Work to be completed.
Retype exactly the lines from the first one through the line with "const tabs = ['申报记录', '缴税记录', '退税记录'];", including both ends; skip any pictures.

Provided data.
....

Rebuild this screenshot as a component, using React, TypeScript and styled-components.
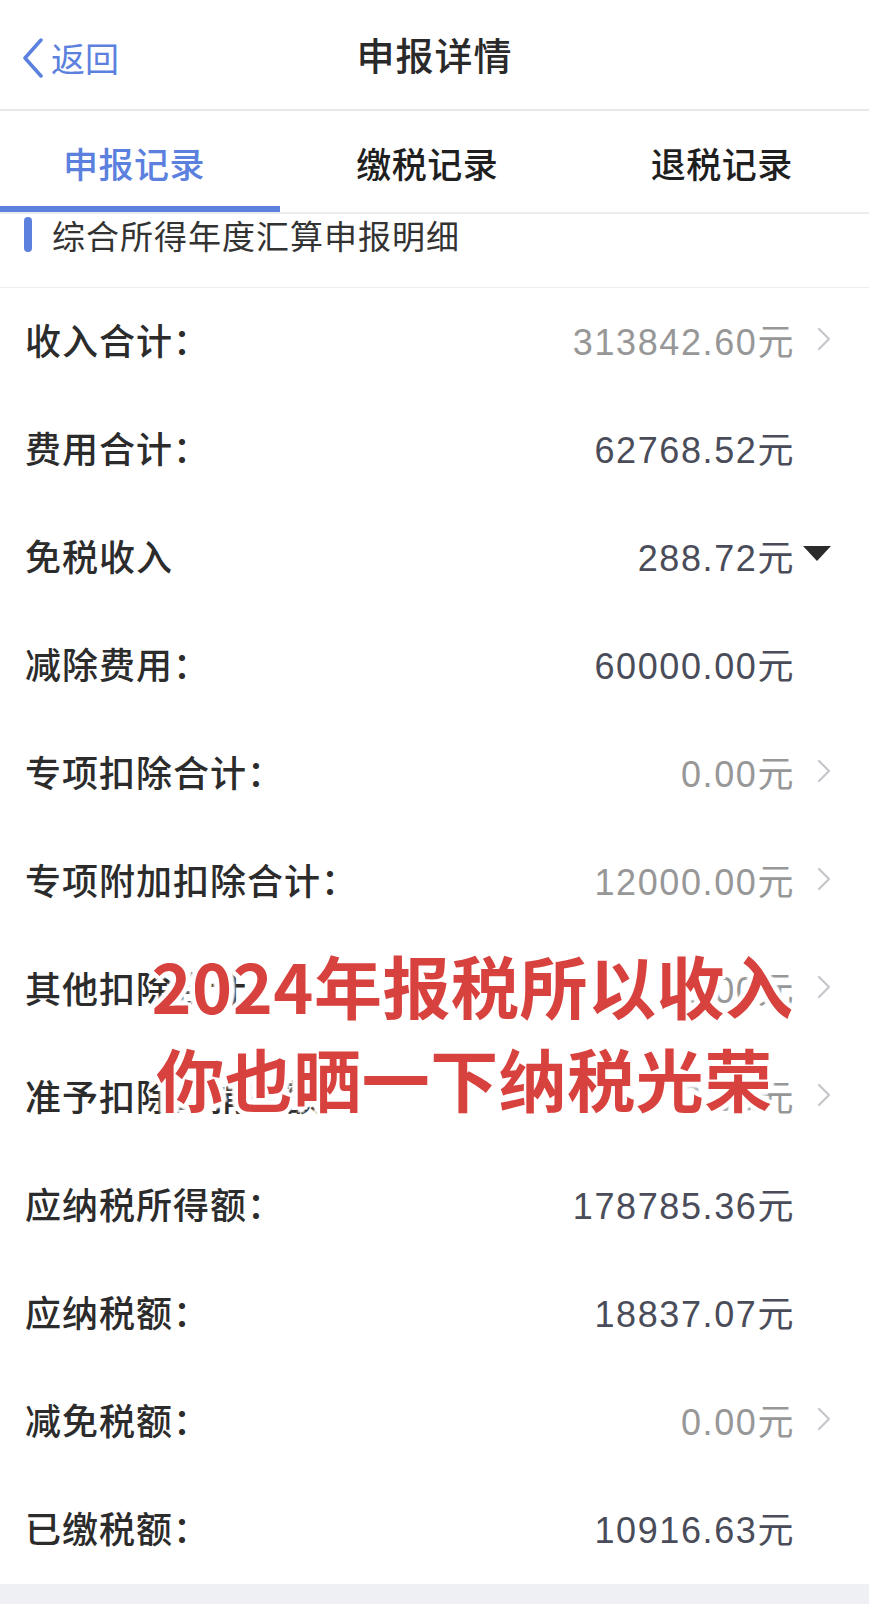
import React from 'react';
import styled, { createGlobalStyle } from 'styled-components';

type RowData = {
  label: string;
  value: string;
  muted?: boolean;
  accessory?: 'chevron' | 'caret';
};

const rows: RowData[] = [
  { label: '收入合计：', value: '313842.60元', muted: true, accessory: 'chevron' },
  { label: '费用合计：', value: '62768.52元' },
  { label: '免税收入', value: '288.72元', accessory: 'caret' },
  { label: '减除费用：', value: '60000.00元' },
  { label: '专项扣除合计：', value: '0.00元', muted: true, accessory: 'chevron' },
  { label: '专项附加扣除合计：', value: '12000.00元', muted: true, accessory: 'chevron' },
  { label: '其他扣除合计：', value: '0.00元', muted: true, accessory: 'chevron' },
  { label: '准予扣除的捐赠额：', value: '0.00元', muted: true, accessory: 'chevron' },
  { label: '应纳税所得额：', value: '178785.36元' },
  { label: '应纳税额：', value: '18837.07元' },
  { label: '减免税额：', value: '0.00元', muted: true, accessory: 'chevron' },
  { label: '已缴税额：', value: '10916.63元' },
];

const tabs = ['申报记录', '缴税记录', '退税记录'];

const App: React.FC = () => {
  return (
    <Page>
      <GlobalStyle />
      <NavBar>
        <BackButton>
          {backArrow}
          <span>返回</span>
        </BackButton>
        <NavTitle>申报详情</NavTitle>
      </NavBar>
      <TabBar>
        {tabs.map((tab, i) => (
          <Tab key={tab} active={i === 0}>
            {tab}
          </Tab>
        ))}
      </TabBar>
      <SectionHeader>
        <SectionMark />
        <SectionTitle>综合所得年度汇算申报明细</SectionTitle>
      </SectionHeader>
      <List>
        {rows.map((row) => (
          <Row key={row.label}>
            <RowLabel>{row.label}</RowLabel>
            <RowRight>
              <RowValue muted={row.muted}>{row.value}</RowValue>
              <Accessory>
                {row.accessory === 'chevron' && chevron}
                {row.accessory === 'caret' && <Caret />}
              </Accessory>
            </RowRight>
          </Row>
        ))}
        <Overlay>
          <OverlayLine shift={16}>2024年报税所以收入</OverlayLine>
          <OverlayLine shift={0}>你也晒一下纳税光荣</OverlayLine>
        </Overlay>
      </List>
      <BottomBand />
    </Page>
  );
};

export default App;

const GlobalStyle = createGlobalStyle`
  html, body {
    margin: 0;
    padding: 0;
    background: #ffffff;
  }
  body {
    font-family: "Noto Sans CJK SC", "Liberation Sans", sans-serif;
    -webkit-font-smoothing: antialiased;
  }
`;

const Page = styled.div`
  width: 869px;
  min-height: 1604px;
  display: flex;
  flex-direction: column;
  background: #ffffff;
  overflow: hidden;
`;

const NavBar = styled.div`
  position: relative;
  height: 109px;
  display: flex;
  align-items: center;
  justify-content: center;
  border-bottom: 2px solid #e8e8ea;
`;

const BackButton = styled.div`
  position: absolute;
  left: 22px;
  top: 38px;
  display: flex;
  align-items: center;
  gap: 7px;
  color: #5b80de;
  font-size: 34px;
  line-height: 40px;
`;

const NavTitle = styled.div`
  color: #2a2a2a;
  font-size: 38px;
  font-weight: 500;
  letter-spacing: 1px;
  margin-top: -2px;
`;

const TabBar = styled.div`
  height: 101px;
  display: grid;
  grid-template-columns: 280px 1fr 1fr;
  border-bottom: 2px solid #ececee;
`;

const Tab = styled.div<{ active?: boolean }>`
  display: flex;
  align-items: center;
  justify-content: center;
  padding-top: 8px;
  font-size: 35px;
  font-weight: 500;
  letter-spacing: 0.5px;
  color: ${({ active }) => (active ? '#5b80de' : '#1f1f1f')};
  border-bottom: 6px solid ${({ active }) => (active ? '#5b80de' : 'transparent')};
  padding-right: ${({ active }) => (active ? '12px' : '0')};
`;

const SectionHeader = styled.div`
  height: 74px;
  box-sizing: border-box;
  display: flex;
  align-items: flex-start;
  padding: 2px 0 0 24px;
  border-bottom: 1px solid #ededed;
`;

const SectionMark = styled.div`
  width: 8px;
  height: 35px;
  margin-top: 1px;
  border-radius: 4px;
  background: #5b80de;
`;

const SectionTitle = styled.div`
  margin-left: 20px;
  color: #333333;
  font-size: 33px;
  line-height: 38px;
  letter-spacing: 1px;
`;

const List = styled.div`
  position: relative;
  display: flex;
  flex-direction: column;
`;

const Row = styled.div`
  height: 108px;
  box-sizing: border-box;
  display: flex;
  align-items: center;
  justify-content: space-between;
  padding: 0 38px 6px 25px;
`;

const RowLabel = styled.div`
  color: #2c2c2c;
  font-size: 36px;
  font-weight: 500;
  letter-spacing: 1px;
`;

const RowRight = styled.div`
  display: flex;
  align-items: center;
`;

const RowValue = styled.div<{ muted?: boolean }>`
  font-family: "Liberation Sans", "Noto Sans CJK SC", sans-serif;
  font-size: 36px;
  letter-spacing: 1.6px;
  color: ${({ muted }) => (muted ? '#979797' : '#4a4d59')};
`;

const Accessory = styled.div`
  width: 36px;
  height: 30px;
  display: flex;
  align-items: center;
  justify-content: flex-end;
`;

const Caret = styled.div`
  width: 0;
  height: 0;
  margin-top: -4px;
  border-left: 14px solid transparent;
  border-right: 14px solid transparent;
  border-top: 15px solid #2b2b2b;
`;

const Overlay = styled.div`
  position: absolute;
  top: 650px;
  left: 60px;
  right: 0;
  display: flex;
  flex-direction: column;
  align-items: center;
  pointer-events: none;
`;

const OverlayLine = styled.div<{ shift: number }>`
  margin-left: ${({ shift }) => shift}px;
  color: #d8423e;
  font-family: "Noto Sans CJK SC", sans-serif;
  font-size: 68px;
  font-weight: 700;
  line-height: 93px;
  letter-spacing: 0.5px;
  text-shadow:
    3px 0 0 #fff, -3px 0 0 #fff, 0 3px 0 #fff, 0 -3px 0 #fff,
    3px 3px 0 #fff, -3px -3px 0 #fff, 3px -3px 0 #fff, -3px 3px 0 #fff,
    6px 0 2px #fff, -6px 0 2px #fff, 0 6px 2px #fff, 0 -6px 2px #fff;
`;

const BottomBand = styled.div`
  flex: 1;
  min-height: 19px;
  background: #eff0f4;
`;

const backArrow = (
  <svg width="22" height="40" viewBox="0 0 22 40" fill="none">
    <path
      d="M19 2L3 20L19 38"
      stroke="#5b80de"
      strokeWidth="3.5"
      strokeLinecap="round"
      strokeLinejoin="round"
    />
  </svg>
);

const chevron = (
  <svg width="14" height="24" viewBox="0 0 14 24" fill="none">
    <path
      d="M2 2L12 12L2 22"
      stroke="#c5c6cb"
      strokeWidth="2.2"
      strokeLinecap="round"
      strokeLinejoin="round"
    />
  </svg>
);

....

Written response.
Rebuild this screenshot as a component, using React, TypeScript and styled-components.
import React from 'react';
import styled, { createGlobalStyle } from 'styled-components';

type RowData = {
  label: string;
  value: string;
  muted?: boolean;
  accessory?: 'chevron' | 'caret';
};

const rows: RowData[] = [
  { label: '收入合计：', value: '313842.60元', muted: true, accessory: 'chevron' },
  { label: '费用合计：', value: '62768.52元' },
  { label: '免税收入', value: '288.72元', accessory: 'caret' },
  { label: '减除费用：', value: '60000.00元' },
  { label: '专项扣除合计：', value: '0.00元', muted: true, accessory: 'chevron' },
  { label: '专项附加扣除合计：', value: '12000.00元', muted: true, accessory: 'chevron' },
  { label: '其他扣除合计：', value: '0.00元', muted: true, accessory: 'chevron' },
  { label: '准予扣除的捐赠额：', value: '0.00元', muted: true, accessory: 'chevron' },
  { label: '应纳税所得额：', value: '178785.36元' },
  { label: '应纳税额：', value: '18837.07元' },
  { label: '减免税额：', value: '0.00元', muted: true, accessory: 'chevron' },
  { label: '已缴税额：', value: '10916.63元' },
];

const tabs = ['申报记录', '缴税记录', '退税记录'];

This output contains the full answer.